Martin also cites a couple of books published in England in the early years of the 20th century describing contemporary French market gardening techniques. This literature appears to reflect Chadwick's vision of French market gardening at its height, and is no doubt worth looking at more closely. Another such account can be found in the Russian anarchist Peter Kropotkin's book Fields, Factories and Workshops, first published in England in 1899. Kropotkin, who had lived in both France and England, describes the culture maraîchère in the area around Paris: the extensive use of transplants, the careful attention to the soil, the labor-intensive quality of the management. Market gardens thrived in this area not because of the proximity to Parisian markets, Kropotkin notes (in fact "a great number... export the whole of their produce to England"), but because of their ready access to Parisian stable manure, which they used not just for enriching the soil but also for heating their glasshouses and forcing beds.
In the 1912 edition of his book, Kropotkin emphasizes that English market gardening is likewise admired by Continental gardeners, and that French market gardening has "been lately introduced into England, with several manuals hav[ing] been published for that purpose." Finally, he sounds a cautionary note:
And yet the Paris gardener is not our ideal of an agriculturist.... He toils, with but a short interruption, from three in the morning till late in the night. He knows no leisure; he has no time to live the life of a human being; the commonwealth does not exist for him; his world is his garden, more than his family.

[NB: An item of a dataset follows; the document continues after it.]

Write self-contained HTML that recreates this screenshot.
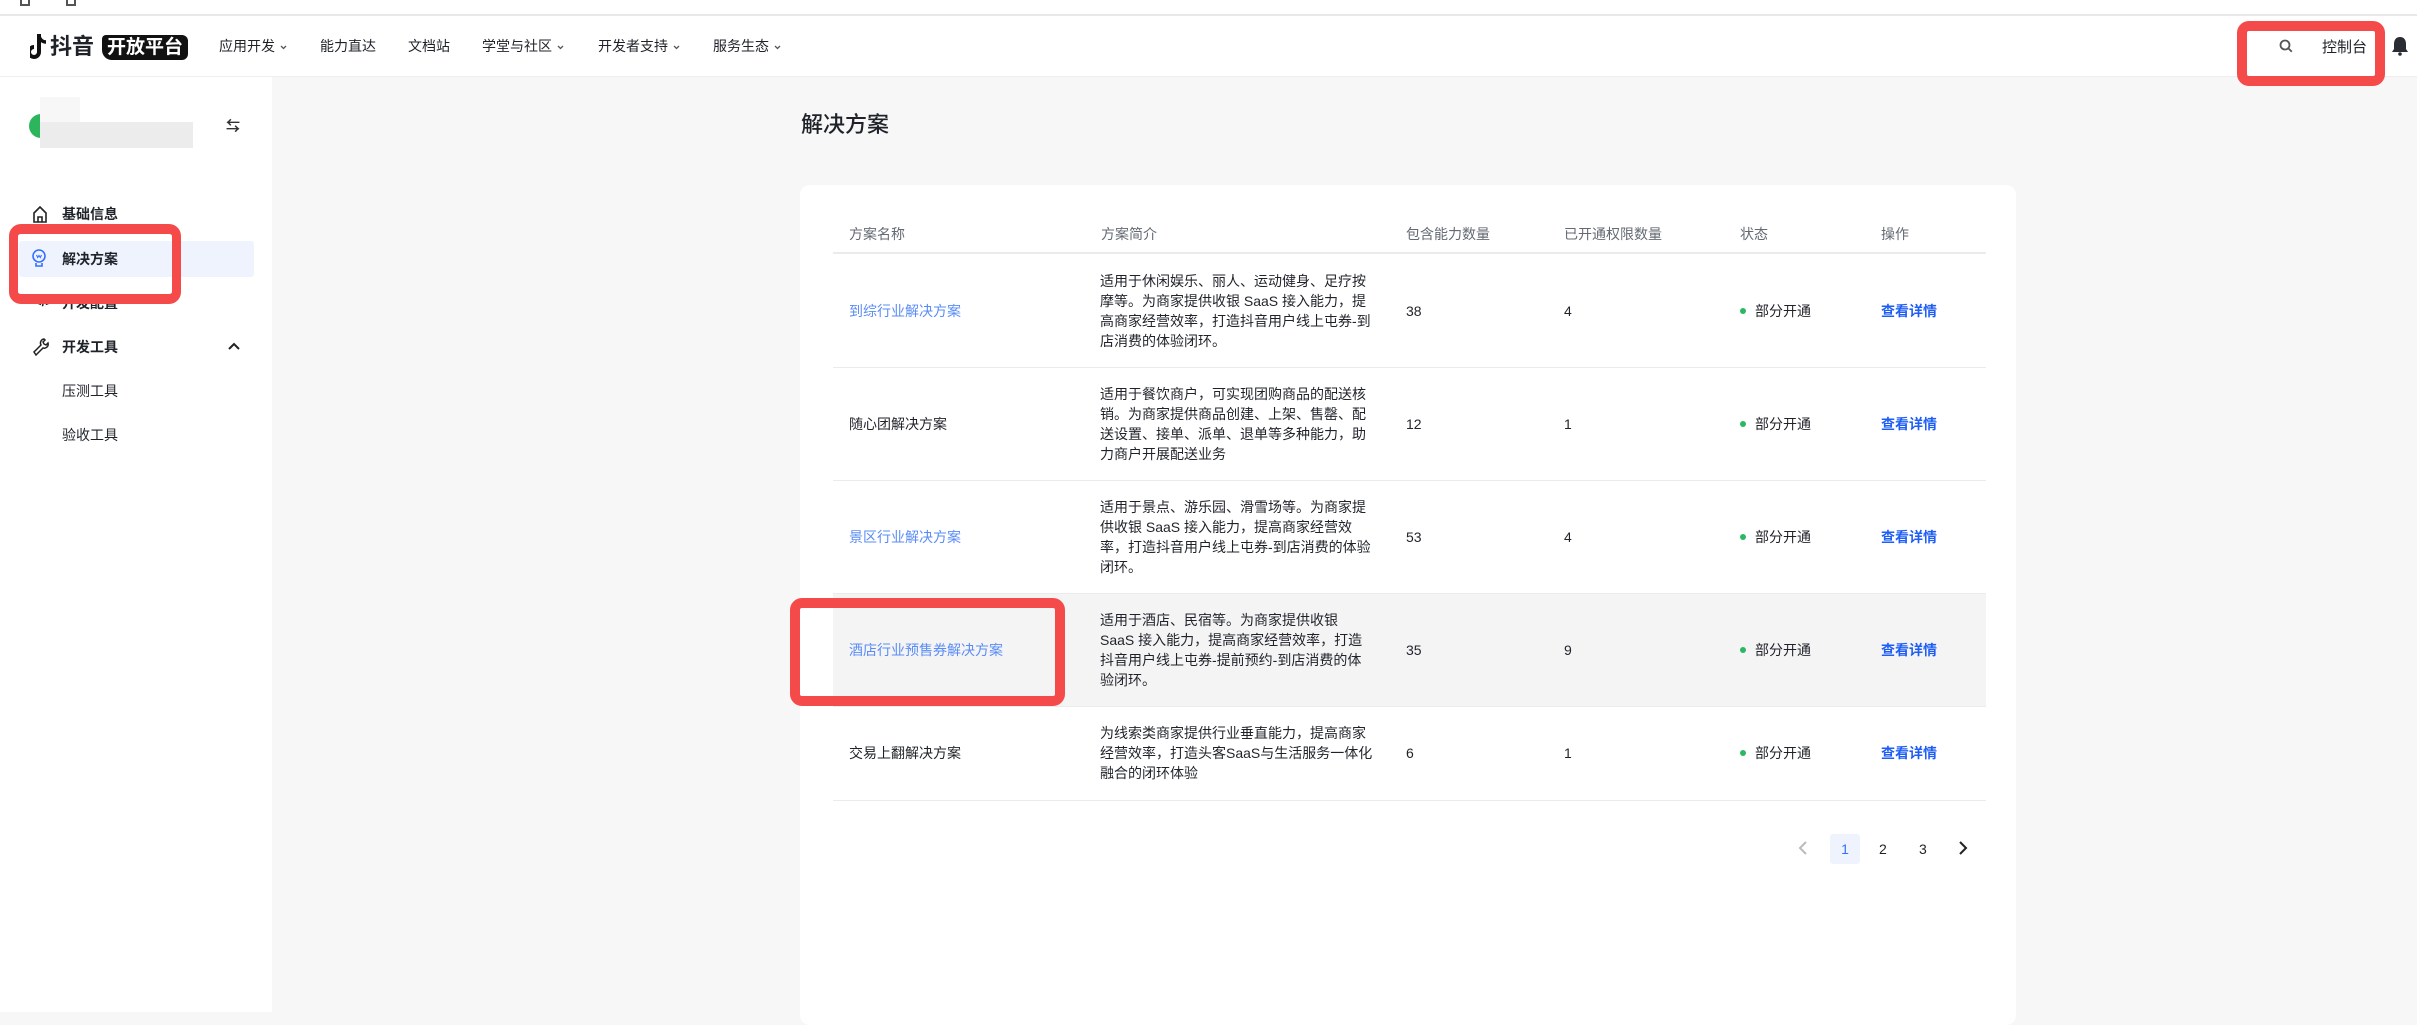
<!DOCTYPE html>
<html><head><meta charset="utf-8"><style>
*{margin:0;padding:0;box-sizing:border-box}
body{width:2417px;height:1012px;position:relative;overflow:hidden;background:#f7f7f8;font-family:"Liberation Sans","Noto Sans CJK SC",sans-serif;color:#1f2329;font-size:14px}
.a{position:absolute;white-space:nowrap}
.top{left:0;top:0;width:2417px;height:16px;background:#fff;border-bottom:2px solid #e8e8e8}
.hdr{left:0;top:16px;width:2417px;height:61px;background:#fff;border-bottom:1px solid #eee}
.nav{top:36px;font-size:14px;color:#1f2329}
.nav svg{margin-left:5px;vertical-align:middle}
.side{left:0;top:77px;width:272px;height:935px;background:#fff}
.mi{left:62px;font-size:14px;font-weight:bold;line-height:20px}
.si{left:62px;font-size:14px;line-height:20px}
.card{left:800px;top:185px;width:1216px;height:840px;background:#fff;border-radius:10px}
.th{top:224px;font-size:14px;color:#646a73}
.line{left:833px;width:1153px;height:1px;background:#ebebeb}
.desc{left:1100px;font-size:14px;line-height:20px;color:#1f2329}
.cell{font-size:14px;line-height:20px}
.lk{color:#5a8cf5}
.op{color:#1e5ef5;font-weight:bold}
.dot{width:6px;height:6px;border-radius:3px;background:#2cb765}
.red{border:10px solid #f44a4a;border-radius:12px}
</style></head><body>
<div class="a top"></div>
<div class="a" style="left:20px;top:0;width:10px;height:6px;border:2px solid #555;border-top:none"></div>
<div class="a" style="left:66px;top:0;width:10px;height:6px;border:2px solid #555;border-top:none"></div>
<div class="a hdr"></div>
<svg class="a" style="left:30px;top:33px" width="18" height="28" viewBox="0 0 18 28"><path d="M9 1v18a5 5 0 1 1-5-5" fill="none" stroke="#111" stroke-width="4"/><path d="M9 3c1 4 4 6 7 6" fill="none" stroke="#111" stroke-width="3.5"/></svg>
<div class="a" style="left:50px;top:33px;font-size:22px;font-weight:bold;line-height:28px">抖音</div>
<div class="a" style="left:102px;top:35px;width:86px;height:25px;background:#111;border-radius:4px 6px 6px 10px;color:#fff;font-size:19px;font-weight:bold;line-height:25px;text-align:center">开放平台</div>
<div class="a nav" style="left:219px">应用开发<svg width="7" height="5" viewBox="0 0 7 5"><path d="M1 1l2.5 2.5L6 1" fill="none" stroke="#555" stroke-width="1.3"/></svg></div>
<div class="a nav" style="left:320px">能力直达</div>
<div class="a nav" style="left:408px">文档站</div>
<div class="a nav" style="left:482px">学堂与社区<svg width="7" height="5" viewBox="0 0 7 5"><path d="M1 1l2.5 2.5L6 1" fill="none" stroke="#555" stroke-width="1.3"/></svg></div>
<div class="a nav" style="left:598px">开发者支持<svg width="7" height="5" viewBox="0 0 7 5"><path d="M1 1l2.5 2.5L6 1" fill="none" stroke="#555" stroke-width="1.3"/></svg></div>
<div class="a nav" style="left:713px">服务生态<svg width="7" height="5" viewBox="0 0 7 5"><path d="M1 1l2.5 2.5L6 1" fill="none" stroke="#555" stroke-width="1.3"/></svg></div>
<svg class="a" style="left:2279px;top:39px" width="14" height="14" viewBox="0 0 14 14"><circle cx="6" cy="6" r="4.5" fill="none" stroke="#555" stroke-width="1.8"/><path d="M9.3 9.3l3.5 3.5" stroke="#555" stroke-width="1.8"/></svg>
<div class="a" style="left:2322px;top:36px;font-size:15px">控制台</div>
<svg class="a" style="left:2391px;top:36px" width="18" height="20" viewBox="0 0 18 20"><path d="M9 1c-4 0-6 3-6 7v5l-2 3h16l-2-3V8c0-4-2-7-6-7z" fill="#2a2d33"/><circle cx="9" cy="18" r="1.8" fill="#2a2d33"/></svg>
<div class="a red" style="left:2237px;top:21px;width:148px;height:65px"></div>
<div class="a side"></div>
<div class="a" style="left:29px;top:114px;width:24px;height:24px;border-radius:12px;background:#2db55d"></div>
<div class="a" style="left:40px;top:97px;width:40px;height:26px;background:#f7f7f7"></div>
<div class="a" style="left:40px;top:122px;width:153px;height:26px;background:#ececec"></div>
<div class="a" style="left:226px;top:116px;font-size:14px;color:#333;font-weight:bold">⇆</div>
<svg class="a" style="left:32px;top:205px" width="16" height="18" viewBox="0 0 16 18"><path d="M2 8L8 2l6 6v9H2z M6 17v-5h4v5" fill="none" stroke="#222" stroke-width="1.6"/></svg>
<div class="a mi" style="top:204px">基础信息</div>
<div class="a" style="left:19px;top:241px;width:235px;height:36px;background:#eef3fe;border-radius:3px"></div>
<svg class="a" style="left:31px;top:249px" width="16" height="20" viewBox="0 0 16 20"><circle cx="8" cy="7" r="6" fill="none" stroke="#3370ff" stroke-width="1.6"/><path d="M5 14v3h6v-3" fill="none" stroke="#3370ff" stroke-width="1.6"/><path d="M5.5 6l1.2 2.5L8 6.5l1.3 2L10.5 6" fill="none" stroke="#3370ff" stroke-width="1.1"/></svg>
<div class="a mi" style="top:249px">解决方案</div>
<div class="a" style="left:34px;top:294px;font-size:13px;font-weight:bold">&lt;/&gt;</div>
<div class="a mi" style="top:293px">开发配置</div>
<div class="a red" style="left:9px;top:224px;width:172px;height:80px;border-width:10px 9px"></div>
<svg class="a" style="left:32px;top:337px" width="18" height="20" viewBox="0 0 18 20"><path d="M12 2a4 4 0 0 0-3 6L2 15l2 3 7-7a4 4 0 0 0 5-5l-2 2-2-1-1-2 2-2z" fill="none" stroke="#222" stroke-width="1.5"/></svg>
<div class="a mi" style="top:337px">开发工具</div>
<svg class="a" style="left:228px;top:342px" width="12" height="8" viewBox="0 0 12 8"><path d="M1 7l5-5 5 5" fill="none" stroke="#222" stroke-width="2"/></svg>
<div class="a si" style="top:381px">压测工具</div>
<div class="a si" style="top:425px">验收工具</div>
<div class="a" style="left:801px;top:107px;font-size:22px;font-weight:500">解决方案</div>
<div class="a card"></div>
<div class="a th" style="left:849px">方案名称</div>
<div class="a th" style="left:1101px">方案简介</div>
<div class="a th" style="left:1406px">包含能力数量</div>
<div class="a th" style="left:1564px">已开通权限数量</div>
<div class="a th" style="left:1740px">状态</div>
<div class="a th" style="left:1881px">操作</div>
<div class="a line" style="top:252px;height:2px"></div>
<div class="a line" style="top:367px"></div>
<div class="a line" style="top:480px"></div>
<div class="a" style="left:833px;top:594px;width:1153px;height:112px;background:#f4f4f5"></div>
<div class="a line" style="top:593px"></div>
<div class="a line" style="top:706px"></div>
<div class="a line" style="top:800px"></div>
<div class="a cell lk" style="left:849px;top:301px">到综行业解决方案</div>
<div class="a desc" style="top:271px">适用于休闲娱乐、丽人、运动健身、足疗按<br>摩等。为商家提供收银 SaaS 接入能力，提<br>高商家经营效率，打造抖音用户线上屯券-到<br>店消费的体验闭环。</div>
<div class="a cell" style="left:1406px;top:301px">38</div>
<div class="a cell" style="left:1564px;top:301px">4</div>
<div class="a dot" style="left:1740px;top:308px"></div>
<div class="a cell" style="left:1755px;top:301px">部分开通</div>
<div class="a cell op" style="left:1881px;top:301px">查看详情</div>
<div class="a cell" style="left:849px;top:414px">随心团解决方案</div>
<div class="a desc" style="top:384px">适用于餐饮商户，可实现团购商品的配送核<br>销。为商家提供商品创建、上架、售罄、配<br>送设置、接单、派单、退单等多种能力，助<br>力商户开展配送业务</div>
<div class="a cell" style="left:1406px;top:414px">12</div>
<div class="a cell" style="left:1564px;top:414px">1</div>
<div class="a dot" style="left:1740px;top:421px"></div>
<div class="a cell" style="left:1755px;top:414px">部分开通</div>
<div class="a cell op" style="left:1881px;top:414px">查看详情</div>
<div class="a cell lk" style="left:849px;top:527px">景区行业解决方案</div>
<div class="a desc" style="top:497px">适用于景点、游乐园、滑雪场等。为商家提<br>供收银 SaaS 接入能力，提高商家经营效<br>率，打造抖音用户线上屯券-到店消费的体验<br>闭环。</div>
<div class="a cell" style="left:1406px;top:527px">53</div>
<div class="a cell" style="left:1564px;top:527px">4</div>
<div class="a dot" style="left:1740px;top:534px"></div>
<div class="a cell" style="left:1755px;top:527px">部分开通</div>
<div class="a cell op" style="left:1881px;top:527px">查看详情</div>
<div class="a cell lk" style="left:849px;top:640px">酒店行业预售券解决方案</div>
<div class="a desc" style="top:610px">适用于酒店、民宿等。为商家提供收银<br>SaaS 接入能力，提高商家经营效率，打造<br>抖音用户线上屯券-提前预约-到店消费的体<br>验闭环。</div>
<div class="a cell" style="left:1406px;top:640px">35</div>
<div class="a cell" style="left:1564px;top:640px">9</div>
<div class="a dot" style="left:1740px;top:647px"></div>
<div class="a cell" style="left:1755px;top:640px">部分开通</div>
<div class="a cell op" style="left:1881px;top:640px">查看详情</div>
<div class="a red" style="left:790px;top:598px;width:275px;height:108px"></div>
<div class="a cell" style="left:849px;top:743px">交易上翻解决方案</div>
<div class="a desc" style="top:723px">为线索类商家提供行业垂直能力，提高商家<br>经营效率，打造头客SaaS与生活服务一体化<br>融合的闭环体验</div>
<div class="a cell" style="left:1406px;top:743px">6</div>
<div class="a cell" style="left:1564px;top:743px">1</div>
<div class="a dot" style="left:1740px;top:750px"></div>
<div class="a cell" style="left:1755px;top:743px">部分开通</div>
<div class="a cell op" style="left:1881px;top:743px">查看详情</div>
<svg class="a" style="left:1798px;top:841px" width="10" height="14" viewBox="0 0 10 14"><path d="M8 1L2 7l6 6" fill="none" stroke="#bbb" stroke-width="2"/></svg>
<div class="a" style="left:1830px;top:834px;width:30px;height:30px;background:#eef3fe;border-radius:3px;color:#3370ff;font-size:14px;line-height:30px;text-align:center">1</div>
<div class="a cell" style="left:1879px;top:839px">2</div>
<div class="a cell" style="left:1919px;top:839px">3</div>
<svg class="a" style="left:1958px;top:841px" width="10" height="14" viewBox="0 0 10 14"><path d="M2 1l6 6-6 6" fill="none" stroke="#222" stroke-width="2"/></svg>
</body></html>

Alan Chadwick's work establishing the UCSC garden was famously labor-intensive; but Orin Martin and others qualify this aspect of the system, noting that once you have established your beds and improved your soils, too much digging can be as dangerous as too little.
My views of French gardening are shaped in part by my experiences tending an allotment garden on the outskirts of Dijon. Compared to allotment gardens I've seen in England, the garden site here looks typically "French"--the plots are rigorously geometric, with cinder paths forming the main allées and a notable preference on the part of most of the gardeners for bare soil over the use of mulch. Is this French intensive gardening? Apart from the fact that I have never seen tomatoes in a French garden that were not interspersed with marigolds, you don't find a lot of companion planting or intercropping. Claude and Lydia Bourguignon, former INRA researchers who now operate a soil-management consultancy not far from Dijon, have written extensively about the loss of organic matter and soil biological activity in many French agricultural soils. As for myself, I have never worked such a heavy clay soil as the one in my Dijon garden, and I've had trouble finding a good source of quality, bulk compost. Perhaps this is linked to the French habit of pollarding most urban trees, with the result that there are fewer leaves available for urban composting?